Sometimes there is what they call the illusion of intentionality, which is, as a consumer or a reviewer, you’re presented with a show and you assume it was all how it was meant to be, and therefore it’s reflective of your intentions. But there are days when the actor doesn’t show up. Days when someone is sick, or has a drug problem, or fights with you. There are days when the weather says no. There are days when the machine doesn’t work; the shark is broken again. It happens, and then you’re just scrambling and doing the best you can to hold things together.
Later, someone goes, “Why would you choose this thing and not that thing?” And you want to go, “I chose that, but I had to do this.” What can you do? It’s just part and parcel of the joy and misery of show business. It’s how it goes.

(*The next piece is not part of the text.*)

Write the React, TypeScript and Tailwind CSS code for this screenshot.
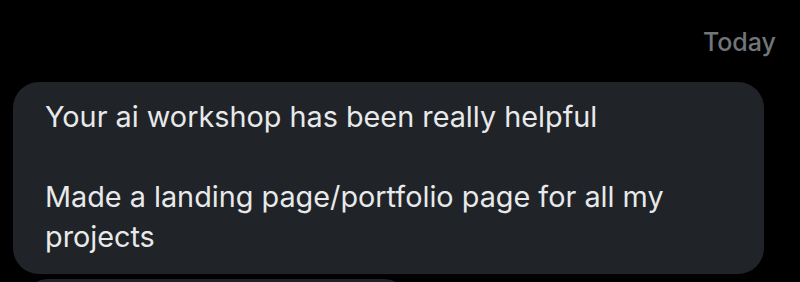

Is that what’s behind the podcast, or making your scripts available for download, or the list of books you used as reference? Is all that transparency your attempt to allow people to empathize a little bit with the process?
I think that’s really a perfect word for it. I think people should be empathetic for the process. They don’t have to like the end result. We are entitled to our opinions, and when we put stuff out there, we’re not saying, “Here it is, please watch it, but for the love of god no opinions please.” We want people to say, “Oh, we love it!” When they don’t, it’s upsetting, and when they do, it’s wonderful. But an empathy for the process I think would be great. Someone who says, “Listen, I appreciate what you tried to do, but I hated it.” I would say, “No problem.” That’s better than, “You’re an idiot and you’ve done idiot work yet again.” And yet, you see a lot of that.
I wonder if a lot of critics and commentators feel like the people making film and television are kind of untouchable—they’re not real people—and they feel emboldened to say, “Well, if you’ve put yourself out there, you’re fair game.”
Listen, they’re not wrong. If you put yourself out there you are fair game, but then it’s up to you how to play that game on the other side of it. Yes, you can absolutely take a swing at my head with a bat, but you don’t have to. You can explain where you think I went wrong, and why it didn’t work for you, but these personal things are remarkable.
In part, it’s because, like everything else, the conversation on the internet is essentially about hurling yourself to the far extremes of where the most clicks will occur. That distorts everything. When you look back at the kind of reviews Roger Ebert wrote—or even Pauline Kael, who in her day was considered inflammatory—it’s not like what you see now. A lot of it feels like its own performance. It’s a kind of theater.
So I think anything that we can do as creators to, like you say, show that this is not just wealthy people waking up in the morning, emerging from their bath of milk and honey, and gorging on panda meat, is a good thing. I mean, we’re all on antidepressants. Everyone making everything you love is on anti-anxiety or antidepressant drugs. Start from that, and go from there, because that’s the truth.